The site is located at the actual home and studio in the countryside, where T.C and his wife lived and worked. There were maybe a couple of more visitors at the site, when I arrived at a fair sized, newish looking parking lot that even had an electric vehicle charging station.
As I walked towards the visitor center, I stopped at the wagon with iron rimmed, wood spoked wheels that served as T. C.’s portable studio. The wagon is a custom built, enclosed wagon with a wood burning stove in one corner. I made a few iPhone images of the interior and exterior, but none were sufficient to fully capture the utility and quaintness of the vehicle.
There is a modest fee, payable at the visitor center. There are scheduled tours that one can take to see the interior of the studios and there are hiking trails around the grounds, garden and through a portion of the Hoosier National Forest across the road from the site.
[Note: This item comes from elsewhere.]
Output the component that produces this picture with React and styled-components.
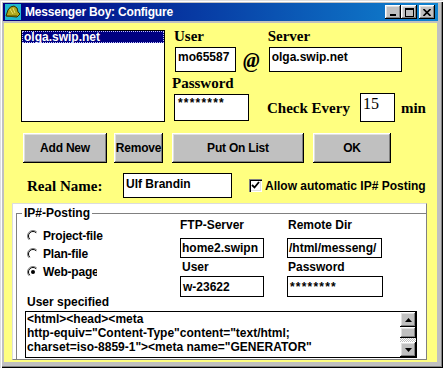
import React from 'react';
import styled, { createGlobalStyle, css } from 'styled-components';

const SANS = `"Liberation Sans", Arial, sans-serif`;
const SERIF = `"Liberation Serif", "Times New Roman", serif`;

const Global = createGlobalStyle`
  html, body { margin: 0; padding: 0; background: #c0c0c0; }
  body { width: 443px; height: 368px; overflow: hidden; font-family: ${SANS}; }
  * { box-sizing: border-box; }
`;

const bevelOut = css`
  box-shadow: inset -1px -1px 0 #000, inset 1px 1px 0 #fff,
    inset -2px -2px 0 #808080, inset 2px 2px 0 #dfdfdf;
`;

const Window = styled.div`
  width: 443px;
  height: 368px;
  background: #c0c0c0;
  display: flex;
  flex-direction: column;
  padding: 3px 5px 6px 3px;
  box-shadow: inset 1px 1px 0 #dfdfdf, inset 2px 2px 0 #fff,
    inset -1px -1px 0 #000, inset -2px -2px 0 #808080;
`;

const TitleBar = styled.div`
  height: 18px;
  display: flex;
  align-items: center;
  padding: 0 3px 0 2px;
  background: linear-gradient(to right, #000080, #1084d0);
`;

const TitleText = styled.span`
  margin-left: 4px;
  flex: 1;
  color: #fff;
  font: bold 12px ${SANS};
  letter-spacing: -0.2px;
  white-space: nowrap;
`;

const CaptionButton = styled.div`
  width: 16px;
  height: 14px;
  background: #c0c0c0;
  ${bevelOut};
  display: flex;
  align-items: center;
  justify-content: center;
  margin-left: ${(p) => (p.$gap ? 2 : 0)}px;
`;

const Client = styled.div`
  flex: 1;
  margin: 2px 1px 0 1px;
  background: #ffff80;
  display: flex;
  flex-direction: column;
`;

const TopSection = styled.div`
  display: flex;
  padding: 5px 0 0 17px;
`;

const ListBox = styled.div`
  margin-top: 2px;
  width: 144px;
  height: 92px;
  background: #fff;
  border: 1px solid #000;
  padding: 0;
`;

const ListItem = styled.div`
  height: 12px;
  padding-left: 2px;
  font: bold 12px/12px ${SANS};
  white-space: nowrap;
  color: ${(p) => (p.$selected ? '#fff' : '#000')};
  background: ${(p) => (p.$selected ? '#000080' : 'transparent')};
  outline: ${(p) => (p.$selected ? '1px dotted #c0c0ff' : 'none')};
  outline-offset: -1px;
`;

const RightBlock = styled.div`
  margin-left: 7px;
  display: flex;
  flex-direction: column;
`;

const Row = styled.div`
  display: flex;
  align-items: ${(p) => p.$align || 'flex-start'};
  margin-top: ${(p) => p.$mt || 0}px;
`;

const Field = styled.div`
  display: flex;
  flex-direction: column;
  margin-left: ${(p) => p.$ml || 0}px;
`;

const SerifLabel = styled.div`
  font: bold 15px/17px ${SERIF};
  color: #000;
  white-space: nowrap;
  margin-left: ${(p) => p.$ml || 0}px;
  padding-top: ${(p) => p.$pt || 0}px;
  width: ${(p) => (p.$w ? `${p.$w}px` : 'auto')};
`;

const TextBox = styled.div`
  width: ${(p) => p.$w}px;
  height: ${(p) => p.$h}px;
  margin-top: ${(p) => p.$mt || 0}px;
  margin-left: ${(p) => p.$ml || 0}px;
  background: #fff;
  border: 1px solid #000;
  padding: ${(p) => p.$pad || '1px 2px'};
  font: bold 12px/14px ${SANS};
  color: #000;
  white-space: nowrap;
  overflow: hidden;
  display: flex;
  align-items: ${(p) => (p.$center ? 'center' : 'flex-start')};
  letter-spacing: ${(p) => (p.$secret ? '1.2px' : 'normal')};
`;

const NumberBox = styled(TextBox)`
  font: 16px/18px ${SERIF};
  padding: 1px 2px;
`;

const AtSign = styled.div`
  margin-left: 7px;
  height: 25px;
  align-self: flex-end;
  display: flex;
  align-items: center;
  font: italic bold 20px/20px ${SERIF};
  color: #000;
`;

const CheckGroup = styled.div`
  margin-left: 18px;
  margin-bottom: -1px;
  height: 29px;
  display: flex;
  align-items: center;
`;

const ButtonRow = styled.div`
  display: flex;
  padding-left: 19px;
  margin-top: 11px;
`;

const Button = styled.div`
  width: ${(p) => p.$w}px;
  height: 30px;
  margin-left: ${(p) => p.$ml || 0}px;
  background: #c0c0c0;
  ${bevelOut};
  display: flex;
  align-items: center;
  justify-content: center;
  font: bold 12px ${SANS};
  letter-spacing: -0.2px;
  color: #000;
  white-space: nowrap;
`;

const NameRow = styled.div`
  display: flex;
  align-items: center;
  padding-left: 23px;
  margin-top: 10px;
`;

const CheckBox = styled.div`
  width: 13px;
  height: 13px;
  margin-left: 17px;
  background: #fff;
  box-shadow: inset 1px 1px 0 #808080, inset 2px 2px 0 #000,
    inset -1px -1px 0 #fff, inset -2px -2px 0 #dfdfdf;
  display: flex;
  align-items: center;
  justify-content: center;
`;

const SansLabel = styled.div`
  font: bold 12px/14px ${SANS};
  color: #000;
  white-space: nowrap;
  margin-left: ${(p) => p.$ml || 0}px;
  margin-top: ${(p) => p.$mt || 0}px;
  height: 14px;
`;

const Panel = styled.div`
  margin: 5px 0 0 8px;
  width: 415px;
  height: 157px;
  background: #fff;
  border: 1px solid;
  border-color: #dcdcdc #808080 #808080 #dcdcdc;
  display: flex;
  flex-direction: column;
`;

const Group = styled.div`
  position: relative;
  flex: 1;
  margin: 9px 0 0 3px;
  border-top: 1px solid #808080;
  border-left: 1px solid #808080;
  padding: 4px 0 0 8px;
  display: flex;
  flex-direction: column;
`;

const Legend = styled.span`
  position: absolute;
  top: -8px;
  left: 5px;
  padding: 0 2px;
  background: #fff;
  font: bold 12px/14px ${SANS};
  color: #000;
`;

const GroupTop = styled.div`
  display: flex;
`;

const RadioColumn = styled.div`
  width: 155px;
  padding-left: 2px;
  margin-top: 9px;
  display: flex;
  flex-direction: column;
`;

const RadioRow = styled.div`
  width: ${(p) => p.$w}px;
  height: 18px;
  display: flex;
  align-items: center;
  overflow: hidden;
  white-space: nowrap;
  font: bold 12px/14px ${SANS};
  letter-spacing: -0.2px;
  color: #000;
  gap: 4px;
`;

const FieldColumn = styled.div`
  width: ${(p) => p.$w}px;
  margin-left: ${(p) => p.$ml || 0}px;
  display: flex;
  flex-direction: column;
`;

const TextArea = styled.div`
  margin-top: 2px;
  width: 392px;
  height: 47px;
  border: 1px solid #000;
  background: #fff;
  display: flex;
`;

const TextAreaBody = styled.div`
  flex: 1;
  padding: 0 0 0 1px;
  font: bold 12px/14px ${SANS};
  color: #000;
  white-space: pre;
  overflow: hidden;
`;

const ScrollBar = styled.div`
  width: 16px;
  display: flex;
  flex-direction: column;
`;

const ScrollButton = styled.div`
  height: ${(p) => p.$h}px;
  background: #c0c0c0;
  ${bevelOut};
  display: flex;
  align-items: center;
  justify-content: center;
`;

const ScrollTrack = styled.div`
  flex: 1;
  background: repeating-conic-gradient(#c0c0c0 0 25%, #fff 0 50%) 0 0 / 2px 2px;
`;

const AppIcon = () => (
  <svg width="16" height="16" viewBox="0 0 16 16">
    <rect x="0" y="0" width="16" height="16" fill="#20b8d0" />
    <path d="M1 12 L3 6 Q5 2 9 2 Q13 3 13 8 L15 10 L12 13 Z" fill="#b0a820" stroke="#303000" strokeWidth="1" />
    <path d="M5 5 L8 10 M8 4 L10 9" stroke="#e8e070" strokeWidth="1" fill="none" />
    <path d="M2 12 L12 12" stroke="#605800" strokeWidth="1.2" />
  </svg>
);

const MinGlyph = () => (
  <svg width="8" height="7" viewBox="0 0 8 7"><rect x="1" y="5" width="6" height="2" fill="#000" /></svg>
);
const MaxGlyph = () => (
  <svg width="9" height="9" viewBox="0 0 9 9">
    <rect x="0.5" y="0.5" width="8" height="8" fill="none" stroke="#000" />
    <rect x="0" y="0" width="9" height="2" fill="#000" />
  </svg>
);
const CloseGlyph = () => (
  <svg width="8" height="7" viewBox="0 0 8 7">
    <path d="M0.5 0 L7.5 7 M7.5 0 L0.5 7" stroke="#000" strokeWidth="1.6" />
  </svg>
);
const Arrow = ({ up }) => (
  <svg width="7" height="4" viewBox="0 0 7 4">
    <path d={up ? 'M3.5 0 L7 4 L0 4 Z' : 'M0 0 L7 0 L3.5 4 Z'} fill="#000" />
  </svg>
);
const CheckMark = () => (
  <svg width="9" height="9" viewBox="0 0 9 9">
    <path d="M1 4 L3.5 6.5 L8 1" stroke="#000" strokeWidth="1.8" fill="none" />
  </svg>
);
const Radio = ({ checked }) => (
  <svg width="12" height="12" viewBox="0 0 12 12" style={{ flex: 'none' }}>
    <circle cx="6" cy="6" r="5.5" fill="#fff" />
    <path d="M2.1 9.9 A5.5 5.5 0 0 1 9.9 2.1" stroke="#808080" fill="none" />
    <path d="M2.8 9.2 A4.5 4.5 0 0 1 9.2 2.8" stroke="#000" fill="none" />
    {checked && <circle cx="6" cy="6" r="2" fill="#000" />}
  </svg>
);

export default function App() {
  return (
    <>
      <Global />
      <Window>
        <TitleBar>
          <AppIcon />
          <TitleText>Messenger Boy: Configure</TitleText>
          <CaptionButton><MinGlyph /></CaptionButton>
          <CaptionButton><MaxGlyph /></CaptionButton>
          <CaptionButton $gap><CloseGlyph /></CaptionButton>
        </TitleBar>
        <Client>
          <TopSection>
            <ListBox>
              <ListItem $selected>olga.swip.net</ListItem>
            </ListBox>
            <RightBlock>
              <Row>
                <Field $ml={2}>
                  <SerifLabel>User</SerifLabel>
                  <TextBox $w={61} $h={25} $mt={2} $ml={1} $pad="2px 2px">mo65587</TextBox>
                </Field>
                <AtSign>@</AtSign>
                <Field $ml={8}>
                  <SerifLabel>Server</SerifLabel>
                  <TextBox $w={133} $h={25} $mt={2} $ml={1} $pad="2px 2px">olga.swip.net</TextBox>
                </Field>
              </Row>
              <Row $mt={3} $align="flex-end">
                <Field>
                  <SerifLabel>Password</SerifLabel>
                  <TextBox $w={75} $h={27} $mt={2} $ml={2} $pad="1px 3px" $secret>********</TextBox>
                </Field>
                <CheckGroup>
                  <SerifLabel $pt={1}>Check Every</SerifLabel>
                  <NumberBox $w={35} $h={29} $ml={10}>15</NumberBox>
                  <SerifLabel $ml={6} $pt={1}>min</SerifLabel>
                </CheckGroup>
              </Row>
            </RightBlock>
          </TopSection>

          <ButtonRow>
            <Button $w={84}>Add New</Button>
            <Button $w={49} $ml={7}>Remove</Button>
            <Button $w={132} $ml={9}>Put On List</Button>
            <Button $w={78} $ml={9}>OK</Button>
          </ButtonRow>

          <NameRow>
            <SerifLabel $w={96} $pt={2}>Real Name:</SerifLabel>
            <TextBox $w={109} $h={25} $pad="3px 2px">Ulf Brandin</TextBox>
            <CheckBox><CheckMark /></CheckBox>
            <SansLabel $ml={3}>Allow automatic IP# Posting</SansLabel>
          </NameRow>

          <Panel>
            <Group>
              <Legend>IP#-Posting</Legend>
              <GroupTop>
                <RadioColumn>
                  <RadioRow $w={90}><Radio />Project-file</RadioRow>
                  <RadioRow $w={90}><Radio />Plan-file</RadioRow>
                  <RadioRow $w={70}><Radio checked />Web-page</RadioRow>
                  <SansLabel $mt={14}>User specified</SansLabel>
                </RadioColumn>
                <FieldColumn $w={84}>
                  <SansLabel>FTP-Server</SansLabel>
                  <TextBox $w={84} $h={20} $mt={6} $center $pad="0 1px">home2.swipn</TextBox>
                  <SansLabel $mt={2} $ml={2}>User</SansLabel>
                  <TextBox $w={84} $h={21} $mt={2} $center $pad="0 2px">w-23622</TextBox>
                </FieldColumn>
                <FieldColumn $w={96} $ml={23}>
                  <SansLabel $ml={1}>Remote Dir</SansLabel>
                  <TextBox $w={95} $h={20} $mt={6} $center $pad="0 1px">/html/messeng/</TextBox>
                  <SansLabel $mt={2} $ml={1}>Password</SansLabel>
                  <TextBox $w={96} $h={21} $mt={2} $center $pad="0 2px" $secret>********</TextBox>
                </FieldColumn>
              </GroupTop>
              <TextArea>
                <TextAreaBody>{'<html><head><meta\nhttp-equiv="Content-Type"content="text/html;\ncharset=iso-8859-1"><meta name="GENERATOR"'}</TextAreaBody>
                <ScrollBar>
                  <ScrollButton $h={15}><Arrow up /></ScrollButton>
                  <ScrollButton $h={11} />
                  <ScrollTrack />
                  <ScrollButton $h={15}><Arrow /></ScrollButton>
                </ScrollBar>
              </TextArea>
            </Group>
          </Panel>
        </Client>
      </Window>
    </>
  );
}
I elected to walk the grounds on my own, then take a trail through the forest.
The grounds and gardens are attractive and pleasant to walk through. I was impressed by the large hardwood trees on the site, but my attempts to photograph those trees and showcase the grounds did not work out well.
I chose a forest trail and hoped for better photographic results in the woods.
The sheer volume of objects in a forest make it difficult to get really unique images (at least for me). I went through my photos a number of times, thinking most were a lost cause, before finally beginning to choose a few to edit.
Photos in forest can seem so much alike, that I get easily discouraged trying to capture the scenes.
In the end it seems that forest photos are mostly about colors, textures and light, since most of the objects in the photos are so much alike. I struggle to come up with good titles for images, especially the forest ones. I could not decide which title was best for the image above, so I gave it two.